Musharraf declared fugitive in ex-Pakistan PM Bhutto’s murder trial

A Pakistani court Thursday branded former military ruler Pervez Musharraf a fugitive in ex-prime minister Benazir Bhutto's murder trial, but acquitted five men accused of involvement in the 2007 assassination.


The verdicts are the first to be issued since Bhutto, the first female prime minister of a Muslim country, was killed in a gun and suicide bomb attack nearly a decade ago, sparking street violence and plunging Pakistan into months of political turmoil.

The judge also found two police officers guilty of “mishandling the crime scene”, the court official said, making them the only people to have been convicted over the assassination.

Former president and military ruler Musharraf is alleged to have been part of a broad conspiracy to have his political rival killed before elections. He has denied the allegation.

He was charged with murder, criminal conspiracy for murder, and facilitation for murder in 2013, in an unprecedented move against an ex-army chief, challenging beliefs the military is immune from prosecution.

But he has been in self-imposed exile in Dubai ever since a travel ban was lifted three years later.

The anti-terrorism court in Rawalpindi ruled he had “absconded”, a court official told reporters outside, saying it had also ordered the confiscation of his property.

The judge also acquitted five men who had been accused of being Taliban militants involved in the conspiracy to kill Bhutto on December 27, 2007.

They were set to walk free nearly 10 years after they were first arrested, though a defence lawyer said it was not yet clear when they would be released.

“My clients were held for nine years and eight months for nothing,” Malik Jawad Khalid, the lawyer for three of the men — Rafaqat Hussain, Husnain Gul and Sher Zaman — told AFP.

“This time in their lives cannot be brought back, but we thank Allah that they have been declared innocent.”

If the acquittals are challenged, he vowed, “my clients will again prove themselves innocent in the higher courts”.

A Pakistani anti-terrorism court official arrives in an armored vehicle at Adyala Prison in Rawalpindi on August 31, 2017, for the announcment of the verdict in ex-prime minister Benazir Bhutto’s murder trial

Bhutto’s son Bilawal, who now heads her Pakistan Peoples Party (PPP), tweeted that the decision was “disappointing & unacceptable”, and the release of “terrorists” was “not only unjust but dangerous”. He vowed the party would explore legal options.

“There will be no justice till Pervez Musharraf answers for his crimes!” Bhutto’s daughter Aseefa Zardari tweeted moments after the court’s announcement.

– ‘Mystery remains’ –

Senior police officer Khurram Shahzad was accused of hosing down the crime scene less than two hours after the killing — an act the United Nations described in a report as “fundamentally inconsistent with Pakistani police practice”.

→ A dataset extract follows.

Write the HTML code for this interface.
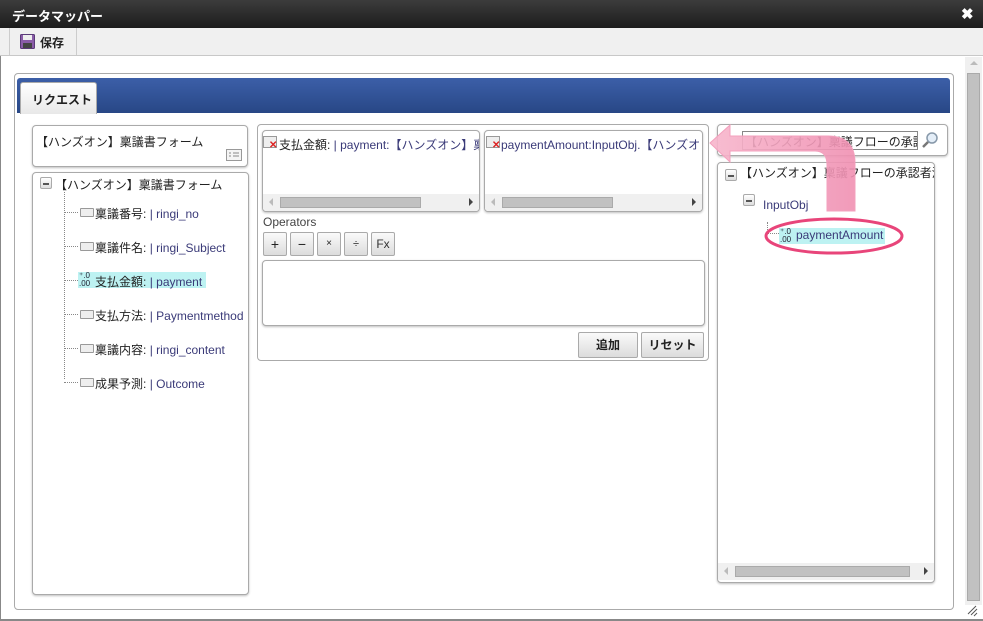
<!DOCTYPE html>
<html><head><meta charset="utf-8"><style>
*{box-sizing:border-box;margin:0;padding:0}
body{width:983px;height:621px;overflow:hidden;background:#fff;font-family:"Liberation Sans","Noto Sans CJK JP",sans-serif;font-size:12px;color:#222;position:relative}
.a{position:absolute}
.box{position:absolute;border:1px solid #aaa;border-radius:4px;background:#fff;box-shadow:0 1px 2px rgba(0,0,0,.25)}
.hs{position:absolute;left:0;right:0;bottom:0;height:17px;background:#f0f0f0}
.hs .t{position:absolute;top:3px;height:11px;background:#c1c1c1;border:1px solid #aaa}
.hs .l,.hs .r{position:absolute;top:4px;width:0;height:0;border-top:4px solid transparent;border-bottom:4px solid transparent}
.hs .l{left:6px;border-right:4px solid #bbb}
.hs .r{right:6px;border-left:4px solid #444}
.btn{position:absolute;border:1px solid #aaa;border-radius:2px;background:linear-gradient(#fafafa,#dcdcdc);text-align:center;font-size:12px;color:#222}
.it{position:absolute;left:95px;font-size:12px;white-space:nowrap}
.it b{font-weight:normal;color:#222}
.it span{color:#3a3a78}
.ic{position:absolute;left:80px;width:14px;height:9px;border:1px solid #999;background:#eee;border-radius:1px}
.dh{position:absolute;left:64px;width:14px;border-top:1px dotted #888}
.mn{position:absolute;width:12px;height:12px;border:1px solid #aaa;background:linear-gradient(#fff,#ddd);border-radius:2px}
.mn:after{content:"";position:absolute;left:2px;top:5px;width:6px;height:2px;background:#555}
</style></head><body>
<div class="a" style="left:0;top:0;width:983px;height:28px;background:linear-gradient(#3c3c3c,#1c1c1c)"></div>
<div class="a" style="left:12px;top:6px;color:#fff;font-weight:bold;font-size:13px">データマッパー</div>
<div class="a" style="left:961px;top:5px;color:#fff;font-weight:bold;font-size:15px">✖</div>
<div class="a" style="left:0;top:28px;width:983px;height:28px;background:#f0f0f0;border-bottom:1px solid #c8c8c8"></div>
<div class="a" style="left:9px;top:28px;width:68px;height:27px;border-left:1px solid #ccc;border-right:1px solid #ccc"></div>
<svg class="a" style="left:20px;top:34px" width="15" height="15"><rect x="0.5" y="0.5" width="14" height="14" rx="1" fill="#8a5ca8" stroke="#5a3a78"/><rect x="3" y="1" width="9" height="5" fill="#eee"/><rect x="3" y="9" width="9" height="5" fill="#444"/></svg>
<div class="a" style="left:40px;top:34px;font-weight:bold;font-size:12px">保存</div>
<div class="a" style="left:0;top:56px;width:1px;height:565px;background:#888"></div>
<div class="a" style="left:965px;top:57px;width:17px;height:548px;background:#f0f0f0"></div>
<div class="a" style="left:967px;top:73px;width:13px;height:528px;background:#c1c1c1;border:1px solid #aaa"></div>
<div class="a" style="left:970px;top:61px;width:0;height:0;border-left:4px solid transparent;border-right:4px solid transparent;border-bottom:4px solid #bbb"></div>
<div class="a" style="left:0;top:619px;width:983px;height:2px;background:#888"></div>
<div class="a" style="left:14px;top:73px;width:940px;height:537px;border:1px solid #aaa;border-radius:4px"></div>
<div class="a" style="left:17px;top:78px;width:933px;height:35px;background:linear-gradient(#3c5fa8,#284786);border-radius:3px 3px 0 0"></div>
<div class="a" style="left:20px;top:82px;width:77px;height:32px;background:linear-gradient(#fff,#e8e8e8);border:1px solid #aaa;border-bottom:none;border-radius:3px 3px 0 0;font-weight:bold;font-size:12px;padding:8px 0 0 11px">リクエスト</div>

<div class="box" style="left:32px;top:125px;width:216px;height:42px"></div>
<div class="a" style="left:36px;top:133px">【ハンズオン】稟議書フォーム</div>
<svg class="a" style="left:226px;top:149px" width="16" height="12"><rect x=".5" y=".5" width="15" height="11" fill="#f4f4f4" stroke="#999"/><path d="M3 4h2M3 7h2M7 4h6M7 7h6" stroke="#888"/></svg>
<div class="box" style="left:32px;top:172px;width:217px;height:423px"></div>
<div class="mn" style="left:40px;top:177px"></div>
<div class="a" style="left:55px;top:176px">【ハンズオン】稟議書フォーム</div>
<div class="a" style="left:64px;top:192px;height:187px;border-left:1px dotted #888"></div>
<div class="dh" style="top:212px"></div><div class="ic" style="top:208px"></div><div class="it" style="top:205px"><b>稟議番号:</b> <span>| ringi_no</span></div>
<div class="dh" style="top:246px"></div><div class="ic" style="top:242px"></div><div class="it" style="top:239px"><b>稟議件名:</b> <span>| ringi_Subject</span></div>
<div class="dh" style="top:280px"></div><div class="a" style="left:78px;top:272px;width:128px;height:16px;background:#bdf2f2"></div><div class="a" style="left:79px;top:272px;font-size:8px;line-height:8px;color:#223">⁺.0<br>.00</div><div class="it" style="top:273px"><b>支払金額:</b> <span>| payment</span></div>
<div class="dh" style="top:314px"></div><div class="ic" style="top:310px"></div><div class="it" style="top:307px"><b>支払方法:</b> <span>| Paymentmethod</span></div>
<div class="dh" style="top:348px"></div><div class="ic" style="top:344px"></div><div class="it" style="top:341px"><b>稟議内容:</b> <span>| ringi_content</span></div>
<div class="dh" style="top:382px"></div><div class="ic" style="top:378px"></div><div class="it" style="top:375px"><b>成果予測:</b> <span>| Outcome</span></div>

<div class="a" style="left:257px;top:124px;width:452px;height:237px;border:1px solid #aaa;border-radius:4px"></div>
<div class="box" style="left:262px;top:130px;width:218px;height:82px;overflow:hidden"><div class="hs"><div class="l"></div><div class="t" style="left:17px;width:141px"></div><div class="r"></div></div></div>
<div class="a" style="left:263px;top:136px;width:14px;height:12px;border:1px solid #999;background:#eee"></div><div class="a" style="left:269px;top:140px;color:#d22;font-size:10px;font-weight:bold">✕</div>
<div class="a" style="left:279px;top:136px;white-space:nowrap;width:200px;overflow:hidden">支払金額: <span style="color:#3a3a78">| payment:【ハンズオン】稟議</span></div>
<div class="box" style="left:484px;top:130px;width:219px;height:82px;overflow:hidden"><div class="hs"><div class="l"></div><div class="t" style="left:17px;width:111px"></div><div class="r"></div></div></div>
<div class="a" style="left:486px;top:136px;width:14px;height:12px;border:1px solid #999;background:#eee"></div><div class="a" style="left:492px;top:140px;color:#d22;font-size:10px;font-weight:bold">✕</div>
<div class="a" style="left:501px;top:136px;white-space:nowrap;width:200px;overflow:hidden;color:#3a3a78">paymentAmount:InputObj.【ハンズオン</div>
<div class="a" style="left:263px;top:215px;color:#444">Operators</div>
<div class="btn" style="left:263px;top:232px;width:24px;height:24px;line-height:22px;font-size:14px">+</div>
<div class="btn" style="left:290px;top:232px;width:24px;height:24px;line-height:22px;font-size:14px">−</div>
<div class="btn" style="left:317px;top:232px;width:24px;height:24px;line-height:22px;font-size:10px">×</div>
<div class="btn" style="left:344px;top:232px;width:24px;height:24px;line-height:22px;font-size:11px">÷</div>
<div class="btn" style="left:371px;top:232px;width:24px;height:24px;line-height:22px;color:#333">Fx</div>
<div class="box" style="left:262px;top:260px;width:443px;height:66px"></div>
<div class="btn" style="left:578px;top:332px;width:60px;height:26px;line-height:24px;font-weight:bold">追加</div>
<div class="btn" style="left:641px;top:332px;width:63px;height:26px;line-height:24px;font-weight:bold">リセット</div>

<div class="box" style="left:717px;top:124px;width:231px;height:32px"></div>
<div class="a" style="left:742px;top:131px;width:176px;height:19px;border:1px solid #888;background:#fff;padding:1px 2px;white-space:nowrap;overflow:hidden">【ハンズオン】稟議フローの承認者</div>
<svg class="a" style="left:921px;top:131px" width="18" height="18"><circle cx="11" cy="7" r="5" fill="#e4eef8" stroke="#8899aa" stroke-width="1.5"/><path d="M7 11L2 16" stroke="#777" stroke-width="2.5"/></svg>
<div class="box" style="left:717px;top:162px;width:218px;height:421px;overflow:hidden"><div class="hs" style="bottom:2px"><div class="l"></div><div class="t" style="left:17px;width:175px"></div><div class="r"></div></div></div>
<div class="mn" style="left:725px;top:169px"></div>
<div class="a" style="left:740px;top:164px;white-space:nowrap;width:194px;overflow:hidden">【ハンズオン】稟議フローの承認者決定</div>
<div class="mn" style="left:743px;top:194px"></div>
<div class="a" style="left:763px;top:198px;color:#3a3a78">InputObj</div>
<div class="a" style="left:767px;top:222px;width:12px;height:12px;border-left:1px dotted #888;border-bottom:1px dotted #888"></div>
<div class="a" style="left:779px;top:228px;width:106px;height:16px;background:#bdf2f2"></div>
<div class="a" style="left:780px;top:228px;font-size:8px;line-height:8px;color:#223">⁺.0<br>.00</div>
<div class="a" style="left:796px;top:228px;color:#3a3a78">paymentAmount</div>
<svg class="a" style="left:0;top:0" width="983" height="621">
<defs><linearGradient id="g" x1="0" y1="0" x2="1" y2="0"><stop offset="0" stop-color="#f7b6cc"/><stop offset="1" stop-color="#f090b2"/></linearGradient></defs>
<path d="M710 143 L730 125 L730 136 L828 136 Q855 136 855 163 L855 211 L827 211 L827 165 Q827 151 815 151 L730 151 L730 162 Z" fill="url(#g)" fill-opacity=".9" stroke="#f3a0bd"/>
<ellipse cx="834" cy="236" rx="68" ry="17" fill="none" stroke="#e8457a" stroke-width="3"/>
<path d="M968 614l8-8M971 615l6-6M974 616l3-3" stroke="#555"/>
</svg>
</body></html>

Then-Rawalpindi police chief Saud Aziz was accused of both giving Shahzad permission to hose down the scene, and of refusing multiple times to allow an autopsy of Bhutto’s body to go ahead.

They were each sentenced to 10 years imprisonment on one count and seven on another, with the sentences to run concurrently, and fined 500,000 rupees ($4,700), according to a court order.

Musharraf’s government blamed the assassination on Pakistani Taliban chief Baitullah Mehsud, who denied any involvement. He was killed in a US drone attack in 2009.

In 2010, the UN report accused Musharraf’s government of failing to give Bhutto adequate protection and said her death could have been prevented.

Benazir Bhutto, the first female prime minister of a Muslim country, was killed in a gun and suicide bomb attack nearly a decade ago, sparking street violence and plunging Pakistan into months of political turmoil

The unanswered questions surrounding the case prompted a swirl of conspiracy theories.

Rashid A. Rizvi, president of the Supreme Court Bar Association, alluded to them Thursday when he noted that the acquittals were “as much a conspiracy as her murder was”.

The judgement, political analyst Hasan Askari told AFP, was unlikely to offer any clarity as it “has failed to answer the question of who actually murdered her”.

“Were they Taliban or Musharraf,” he said, adding the prosecution “could not provide any evidence … So the mystery remains unsolved”.

Musharraf is facing a string of cases connected to his 1999-2008 rule, and Pakistani courts have ordered his property confiscated on previous occasions.

He was acquitted last year in the 2006 killing of a Baloch militant leader, but four cases remain against him: one accusing him of treason for imposing emergency rule, one alleging the unlawful dismissal of judges, one over a deadly raid on the Red Mosque in Islamabad in 2007, and Bhutto’s killing.